É muito importante essa relação complementar de homens e mulheres, na vida e no trabalho, e esses papéis não vão mudar, não vão inverter. Concorda?

O mundo sempre foi matriarcal. As mulheres têm total condição e competência de estar onde quiserem, mas não precisam de cotas: elas precisam de estrutura e de conhecimento, para conseguirem chegar onde quiserem. Não basta gostar, tem que ter conhecimento, tem que entender. Não dá para ser empreendedora sem conhecer o básico sobre gestão. O que te trouxe até aqui não vai te levar para a frente se não estiver o tempo todo estudando, se reinventando. Eu, por exemplo, sou uma eterna aprendiz: aprendo com meus diretores, com minha equipe, com meu marido, com meus filhos, com todo mundo o tempo todo, busco cursos, me especializo, porque o mundo muda muito e rápido. E temos que acompanhar.

E sua mensagem para as mulheres: o que é mais importante de tudo o que você aprendeu?
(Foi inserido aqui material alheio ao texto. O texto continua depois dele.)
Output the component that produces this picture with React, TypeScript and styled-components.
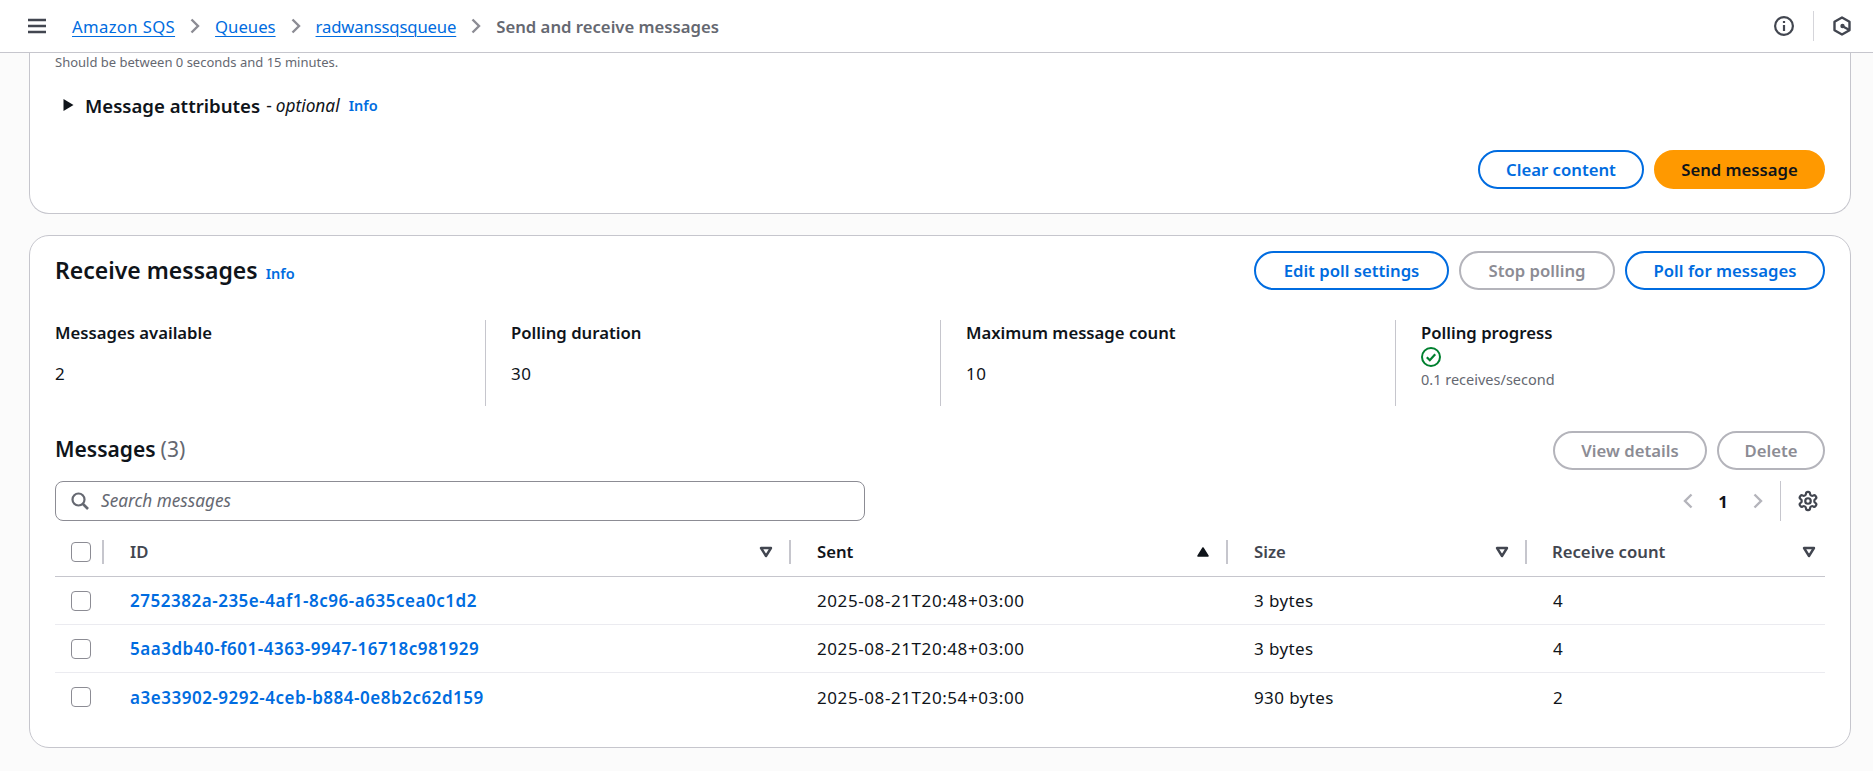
import React from "react";
import styled, { createGlobalStyle } from "styled-components";

const Global = createGlobalStyle`
  html, body { margin: 0; padding: 0; height: 771px; overflow: hidden; background: #fbfbfb; }
  body { font-family: "Noto Sans", "Open Sans", sans-serif; font-size: 16.7px; color: #0f141a; }
  * { box-sizing: border-box; }
`;

const Page = styled.div`
  width: 1873px;
  height: 771px;
  overflow: hidden;
  display: flex;
  flex-direction: column;
`;
const Header = styled.header`
  height: 53px;
  flex: none;
  background: #fff;
  border-bottom: 1px solid #c6c6cd;
  display: flex;
  align-items: center;
  padding: 0 21px 0 28px;
`;
const Crumbs = styled.nav`
  display: flex;
  align-items: center;
  margin-left: 26px;
  flex: 1;
  font-size: 16.7px;
`;
const CrumbLink = styled.a<{ $spacing?: number }>`
  color: #006ce0;
  text-decoration: underline;
  text-underline-offset: 3px;
  text-decoration-thickness: 1px;
  letter-spacing: ${(p) => p.$spacing ?? 0}px;
`;
const CrumbCurrent = styled.span`
  color: #656871;
  font-weight: 600;
`;
const CrumbSep = styled.span`
  display: inline-flex;
  width: 40px;
  justify-content: center;
`;
const HeaderIcons = styled.div`
  display: flex;
  align-items: center;
`;
const HeaderDivider = styled.div`
  width: 1px;
  height: 30px;
  background: #d5d5da;
  margin: 0 18px 0 19px;
`;
const Main = styled.main`
  padding: 0 22px 0 29px;
  display: flex;
  flex-direction: column;
  gap: 21px;
`;
const TopPanel = styled.section`
  height: 161px;
  background: #fff;
  border: 1px solid #c6c6cd;
  border-top: none;
  border-radius: 0 0 20px 20px;
  padding: 0 25px;
  display: flex;
  flex-direction: column;
`;
const Hint = styled.div`
  font-size: 13px;
  line-height: 18px;
  color: #656871;
`;
const Expander = styled.div`
  margin-top: 22px;
  padding-left: 7px;
  display: flex;
  align-items: center;
  height: 24px;
  font-size: 18.6px;
  font-weight: 600;
`;
const ExpanderLabel = styled.span`
  margin-left: 10px;
`;
const Optional = styled.span`
  font-size: 17.3px;
  font-weight: 400;
  margin-left: 6px;
`;
const OptionalWord = styled.i`
  margin-left: 4px;
`;
const InfoLink = styled.a`
  color: #006ce0;
  font-size: 14.5px;
  font-weight: 600;
  margin-left: 9px;
`;
const TitleInfo = styled(InfoLink)`
  margin-left: 8px;
`;
const ActionsEnd = styled.div`
  margin-top: auto;
  margin-bottom: 24px;
  display: flex;
  justify-content: flex-end;
  gap: 10px;
`;
const Pill = styled.button<{ $w: number; $variant?: "normal" | "primary" | "disabled" }>`
  width: ${(p) => p.$w}px;
  height: 39px;
  padding: 0;
  border-radius: 20px;
  font-family: inherit;
  font-size: 16.7px;
  font-weight: 600;
  background: ${(p) => (p.$variant === "primary" ? "#ff9900" : "#fff")};
  border: 2px solid
    ${(p) =>
      p.$variant === "primary" ? "#ff9900" : p.$variant === "disabled" ? "#b4b4bb" : "#006ce0"};
  color: ${(p) =>
    p.$variant === "primary" ? "#0f141a" : p.$variant === "disabled" ? "#8c8c94" : "#006ce0"};
`;
const Panel = styled.section`
  height: 513px;
  background: #fff;
  border: 1px solid #c6c6cd;
  border-radius: 20px;
  padding: 15px 25px 0;
  display: flex;
  flex-direction: column;
`;
const PanelHead = styled.div`
  display: flex;
  align-items: center;
  justify-content: space-between;
`;
const TitleRow = styled.div`
  display: flex;
  align-items: baseline;
  margin-bottom: 2px;
`;
const Title = styled.h2`
  margin: 0;
  font-size: 23px;
  line-height: 30px;
  font-weight: 600;
`;
const SubTitle = styled.h3`
  margin: 0 0 4px;
  font-size: 21px;
  line-height: 30px;
  font-weight: 600;
`;
const Count = styled.span`
  font-weight: 400;
  color: #656871;
  margin-left: 5px;
`;
const Actions = styled.div`
  display: flex;
  gap: 10px;
`;
const Stats = styled.div`
  margin-top: 30px;
  height: 86px;
  display: grid;
  grid-template-columns: 430px 455px 455px 1fr;
`;
const Stat = styled.div<{ $first?: boolean }>`
  padding-top: 1px;
  padding-left: ${(p) => (p.$first ? 0 : 25)}px;
  border-left: ${(p) => (p.$first ? "none" : "1px solid #c6c6cd")};
`;
const StatLabel = styled.div`
  font-weight: 600;
  font-size: 16.7px;
  line-height: 24px;
`;
const StatValue = styled.div`
  margin-top: 17px;
  line-height: 24px;
  font-size: 17px;
  letter-spacing: 0.5px;
`;
const StatusIcon = styled.div`
  height: 24px;
  display: flex;
  align-items: center;
`;
const StatHint = styled.div`
  font-size: 14.5px;
  line-height: 20px;
  color: #656871;
`;
const MessagesHead = styled(PanelHead)`
  margin-top: 25px;
`;
const Tools = styled.div`
  margin-top: 11px;
  display: flex;
  justify-content: space-between;
  align-items: center;
  height: 40px;
`;
const Search = styled.div`
  width: 810px;
  height: 40px;
  border: 1px solid #8c8c94;
  border-radius: 8px;
  display: flex;
  align-items: center;
  padding-left: 15px;
  gap: 12px;
`;
const Placeholder = styled.i`
  color: #656871;
  font-size: 17.2px;
  padding-bottom: 2px;
`;
const Pager = styled.div`
  display: flex;
  align-items: center;
  height: 40px;
  margin-right: 6px;
`;
const PageNum = styled.span`
  font-weight: 700;
  font-size: 16.7px;
  width: 54px;
  text-align: center;
`;
const PagerDivider = styled.div`
  width: 1px;
  height: 40px;
  background: #c6c6cd;
  margin: 0 16px 0 14px;
`;
const Row = styled.div<{ $last?: boolean }>`
  display: grid;
  grid-template-columns: 49px 687px 437px 299px 298px;
  align-items: center;
  height: 48px;
  border-bottom: ${(p) => (p.$last ? "none" : "1px solid #ebebf0")};
`;
const HeadRow = styled(Row)`
  margin-top: 9px;
  height: 47px;
  padding-bottom: 3px;
  border-bottom: 1px solid #c6c6cd;
`;
const CheckCell = styled.div`
  padding-left: 16px;
  display: flex;
  align-items: center;
`;
const Check = styled.span`
  width: 20px;
  height: 20px;
  border: 1px solid #8c8c94;
  border-radius: 4px;
  background: #fff;
`;
const HeadCheckCell = styled(CheckCell)`
  height: 24px;
  border-right: 2px solid #c6c6cd;
`;
const HeadCell = styled.div<{ $active?: boolean; $noDivider?: boolean }>`
  height: 24px;
  display: flex;
  align-items: center;
  justify-content: space-between;
  padding-left: ${(p) => (p.$noDivider ? 25 : 26)}px;
  padding-right: ${(p) => (p.$noDivider ? 9 : 16)}px;
  font-weight: 600;
  font-size: 16.7px;
  color: ${(p) => (p.$active ? "#0f141a" : "#424650")};
  border-right: ${(p) => (p.$noDivider ? "none" : "2px solid #c6c6cd")};
`;
const Cell = styled.div<{ $spacing?: number }>`
  padding-left: 26px;
  font-size: 17px;
  letter-spacing: ${(p) => p.$spacing ?? 0}px;
`;
const IdLink = styled.a`
  color: #006ce0;
  font-weight: 600;
  font-size: 17px;
  letter-spacing: 0.52px;
`;

const Chevron = ({ dir, color }: { dir: "l" | "r"; color: string }) => (
  <svg width="16" height="16" viewBox="0 0 16 16" fill="none" stroke={color} strokeWidth="2.4">
    <path d={dir === "r" ? "M4.5 1.5L11 8l-6.5 6.5" : "M11.5 1.5L5 8l6.5 6.5"} />
  </svg>
);
const SortDown = () => (
  <svg width="14" height="12" viewBox="0 0 14 12" fill="none" stroke="#424650" strokeWidth="2.4" strokeLinejoin="round">
    <path d="M2 2h10L7 10z" />
  </svg>
);
const SortUp = () => (
  <svg width="14" height="12" viewBox="0 0 14 12" fill="#0f141a" stroke="#0f141a" strokeWidth="1.5" strokeLinejoin="round">
    <path d="M2 10h10L7 2z" />
  </svg>
);

const rows = [
  ["2752382a-235e-4af1-8c96-a635cea0c1d2", "2025-08-21T20:48+03:00", "3 bytes", "4"],
  ["5aa3db40-f601-4363-9947-16718c981929", "2025-08-21T20:48+03:00", "3 bytes", "4"],
  ["a3e33902-9292-4ceb-b884-0e8b2c62d159", "2025-08-21T20:54+03:00", "930 bytes", "2"],
];

export default function App() {
  return (
    <Page>
      <Global />
      <Header>
        <svg width="18" height="16" viewBox="0 0 18 16" stroke="#424650" strokeWidth="2.4">
          <path d="M0 2h18M0 8h18M0 14h18" />
        </svg>
        <Crumbs>
          <CrumbLink $spacing={0.35}>Amazon SQS</CrumbLink>
          <CrumbSep><Chevron dir="r" color="#8c8c94" /></CrumbSep>
          <CrumbLink>Queues</CrumbLink>
          <CrumbSep><Chevron dir="r" color="#8c8c94" /></CrumbSep>
          <CrumbLink $spacing={-0.15}>radwanssqsqueue</CrumbLink>
          <CrumbSep><Chevron dir="r" color="#8c8c94" /></CrumbSep>
          <CrumbCurrent>Send and receive messages</CrumbCurrent>
        </Crumbs>
        <HeaderIcons>
          <svg width="20" height="20" viewBox="0 0 20 20" fill="none" stroke="#424650" strokeWidth="2.2">
            <circle cx="10" cy="10" r="8.9" />
            <path d="M10 9v6" strokeWidth="2.2" />
            <path d="M10 5v2" strokeWidth="2.2" />
          </svg>
          <HeaderDivider />
          <svg width="20" height="20" viewBox="0 0 20 20" fill="none" stroke="#424650" strokeWidth="2.4" strokeLinejoin="round">
            <path d="M10 1.5l7.5 4.2v8.6L10 18.5l-7.5-4.2V5.7z" />
            <path d="M10 10l7 3.8" />
            <circle cx="10.5" cy="10" r="2.2" fill="#424650" stroke="none" />
          </svg>
        </HeaderIcons>
      </Header>
      <Main>
        <TopPanel>
          <Hint>Should be between 0 seconds and 15 minutes.</Hint>
          <Expander>
            <svg width="13" height="16" viewBox="0 0 13 16" fill="#0f141a"><path d="M1.5 2l10 6-10 6z" /></svg>
            <ExpanderLabel>Message attributes</ExpanderLabel>
            <Optional>-<OptionalWord>optional</OptionalWord></Optional>
            <InfoLink>Info</InfoLink>
          </Expander>
          <ActionsEnd>
            <Pill $w={166}>Clear content</Pill>
            <Pill $w={171} $variant="primary">Send message</Pill>
          </ActionsEnd>
        </TopPanel>
        <Panel>
          <PanelHead>
            <TitleRow>
              <Title>Receive messages</Title>
              <TitleInfo>Info</TitleInfo>
            </TitleRow>
            <Actions>
              <Pill $w={195}>Edit poll settings</Pill>
              <Pill $w={156} $variant="disabled">Stop polling</Pill>
              <Pill $w={200}>Poll for messages</Pill>
            </Actions>
          </PanelHead>
          <Stats>
            <Stat $first>
              <StatLabel>Messages available</StatLabel>
              <StatValue>2</StatValue>
            </Stat>
            <Stat>
              <StatLabel>Polling duration</StatLabel>
              <StatValue>30</StatValue>
            </Stat>
            <Stat>
              <StatLabel>Maximum message count</StatLabel>
              <StatValue>10</StatValue>
            </Stat>
            <Stat>
              <StatLabel>Polling progress</StatLabel>
              <StatusIcon>
                <svg width="20" height="20" viewBox="0 0 20 20" fill="none" stroke="#00802f" strokeWidth="2">
                  <circle cx="10" cy="10" r="9" />
                  <path d="M5.8 10.2l3 3 5.4-6" strokeWidth="2.2" />
                </svg>
              </StatusIcon>
              <StatHint>0.1 receives/second</StatHint>
            </Stat>
          </Stats>
          <MessagesHead>
            <SubTitle>Messages<Count>(3)</Count></SubTitle>
            <Actions>
              <Pill $w={154} $variant="disabled">View details</Pill>
              <Pill $w={108} $variant="disabled">Delete</Pill>
            </Actions>
          </MessagesHead>
          <Tools>
            <Search>
              <svg width="18" height="18" viewBox="0 0 18 18" fill="none" stroke="#656871" strokeWidth="2.2">
                <circle cx="7.5" cy="7.5" r="6" />
                <path d="M12 12l5 5" strokeWidth="2.6" />
              </svg>
              <Placeholder>Search messages</Placeholder>
            </Search>
            <Pager>
              <Chevron dir="l" color="#b4b4bb" />
              <PageNum>1</PageNum>
              <Chevron dir="r" color="#b4b4bb" />
              <PagerDivider />
              <svg width="22" height="22" viewBox="0 0 24 24" fill="none" stroke="#424650" strokeWidth="2.4" strokeLinecap="round" strokeLinejoin="round">
                <path d="M12.22 2h-.44a2 2 0 0 0-2 2v.18a2 2 0 0 1-1 1.73l-.43.25a2 2 0 0 1-2 0l-.15-.08a2 2 0 0 0-2.73.73l-.22.38a2 2 0 0 0 .73 2.73l.15.1a2 2 0 0 1 1 1.72v.51a2 2 0 0 1-1 1.74l-.15.09a2 2 0 0 0-.73 2.73l.22.38a2 2 0 0 0 2.73.73l.15-.08a2 2 0 0 1 2 0l.43.25a2 2 0 0 1 1 1.73V20a2 2 0 0 0 2 2h.44a2 2 0 0 0 2-2v-.18a2 2 0 0 1 1-1.73l.43-.25a2 2 0 0 1 2 0l.15.08a2 2 0 0 0 2.73-.73l.22-.39a2 2 0 0 0-.73-2.73l-.15-.08a2 2 0 0 1-1-1.74v-.5a2 2 0 0 1 1-1.74l.15-.09a2 2 0 0 0 .73-2.73l-.22-.38a2 2 0 0 0-2.73-.73l-.15.08a2 2 0 0 1-2 0l-.43-.25a2 2 0 0 1-1-1.73V4a2 2 0 0 0-2-2z" />
                <circle cx="12" cy="12" r="3" />
              </svg>
            </Pager>
          </Tools>
          <HeadRow>
            <HeadCheckCell><Check /></HeadCheckCell>
            <HeadCell>ID<SortDown /></HeadCell>
            <HeadCell $active>Sent<SortUp /></HeadCell>
            <HeadCell>Size<SortDown /></HeadCell>
            <HeadCell $noDivider>Receive count<SortDown /></HeadCell>
          </HeadRow>
          {rows.map((r, i) => (
            <Row key={r[0]} $last={i === rows.length - 1}>
              <CheckCell><Check /></CheckCell>
              <Cell><IdLink>{r[0]}</IdLink></Cell>
              <Cell $spacing={0.58}>{r[1]}</Cell>
              <Cell $spacing={0.4}>{r[2]}</Cell>
              <Cell>{r[3]}</Cell>
            </Row>
          ))}
        </Panel>
      </Main>
    </Page>
  );
}
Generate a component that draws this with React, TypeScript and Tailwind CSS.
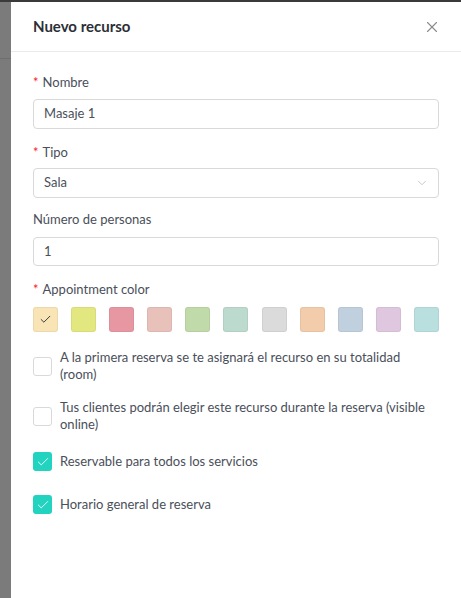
import { Check, ChevronDown, X } from "lucide-react";

const swatches = [
    "#f9e4b5",
    "#e2e87f",
    "#e797a2",
    "#e8c1bb",
    "#c0daa9",
    "#bddace",
    "#dbdbdb",
    "#f3cdab",
    "#c1d0df",
    "#dfc7e0",
    "#badfdf",
];

function Label({ text, required }: { text: string; required?: boolean }) {
    return (
        <div className="text-[13px] leading-5 text-[#4a4f5a]">
            {required && <span className="text-[#f5222d] mr-1">*</span>}
            {text}
        </div>
    );
}

function Checkbox({ checked, label }: { checked?: boolean; label: string }) {
    return (
        <div className="flex items-center gap-2">
            <div
                className={
                    checked
                        ? "w-[19px] h-[19px] shrink-0 rounded-[3px] bg-[#22d3bf] flex items-center justify-center"
                        : "w-[19px] h-[19px] shrink-0 rounded-[3px] border border-[#d9d9d9] bg-white"
                }
            >
                {checked && <Check className="w-[14px] h-[14px] text-white" strokeWidth={1.5} />}
            </div>
            <p className="text-[13px] leading-[17px] text-[#4a4f5a]">{label}</p>
        </div>
    );
}

export default function App() {
    return (
        <div className="w-[461px] h-[598px] flex bg-white" style={{ fontFamily: "Lato, 'Open Sans', sans-serif" }}>
            {/* Backdrop strip */}
            <div className="w-3 h-full bg-[#7b7b7b] border-t-2 border-[#3a3a3a] flex flex-col">
                <div className="h-[56px]" />
                <div className="h-px bg-[#6e6e6e]" />
            </div>

            {/* Drawer */}
            <div className="flex-1 h-full border-t-2 border-[#3a3a3a] flex flex-col">
                <div className="h-[50px] px-[22px] flex items-center justify-between border-b border-[#ebebeb]">
                    <h2 className="text-[15px] font-bold text-[#2c2f36]">Nuevo recurso</h2>
                    <X className="w-[18px] h-[18px] text-[#8c8c8c] mr-[-2px]" strokeWidth={1.5} />
                </div>

                <div className="px-[22px] pt-[20px] flex flex-col">
                    <Label text="Nombre" required />
                    <div className="mt-[7px] h-[30px] w-[406px] border border-[#d9d9d9] rounded-[4px] px-[10px] flex items-center text-[13px] text-[#4a4f5a]">
                        Masaje 1
                    </div>

                    <div className="mt-[13px]">
                        <Label text="Tipo" required />
                    </div>
                    <div className="mt-[6px] h-[30px] w-[406px] border border-[#d9d9d9] rounded-[4px] px-[10px] flex items-center justify-between text-[13px] text-[#4a4f5a]">
                        Sala
                        <ChevronDown className="w-[14px] h-[14px] text-[#c0c0c0] mr-[-1px]" strokeWidth={1.5} />
                    </div>

                    <div className="mt-[11px]">
                        <Label text="Número de personas" />
                    </div>
                    <div className="mt-[8px] h-[29px] w-[406px] border border-[#d9d9d9] rounded-[4px] px-[10px] flex items-center text-[13px] text-[#4a4f5a]">
                        1
                    </div>

                    <div className="mt-[13px]">
                        <Label text="Appointment color" required />
                    </div>
                    <div className="mt-[8px] w-[406px] flex justify-between">
                        {swatches.map((c, i) => (
                            <div
                                key={c}
                                className="w-[25px] h-[25px] rounded-[3px] border border-black/5 flex items-center justify-center"
                                style={{ backgroundColor: c }}
                            >
                                {i === 0 && <Check className="w-[13px] h-[13px] text-[#3a3a3a]" strokeWidth={1.8} />}
                            </div>
                        ))}
                    </div>

                    <div className="mt-[17px] flex flex-col">
                        <Checkbox label="A la primera reserva se te asignará el recurso en su totalidad (room)" />
                        <div className="mt-4">
                            <Checkbox label="Tus clientes podrán elegir este recurso durante la reserva (visible online)" />
                        </div>
                        <div className="mt-[19px]">
                            <Checkbox checked label="Reservable para todos los servicios" />
                        </div>
                        <div className="mt-6">
                            <Checkbox checked label="Horario general de reserva" />
                        </div>
                    </div>
                </div>
            </div>
        </div>
    );
}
O mais importante é ser você mesma e fazer com amor. Saber quem é, onde quer chegar é tudo o que a mulher precisa para chegar onde quer. Acredite em você. Você é capaz. Mas tenha em mente sempre que é um por cento de inspiração e 99% de transpiração. Nada acontece por milagre, nada cai no seu colo, você tem que realmente correr atrás: ser um Ironman na vida.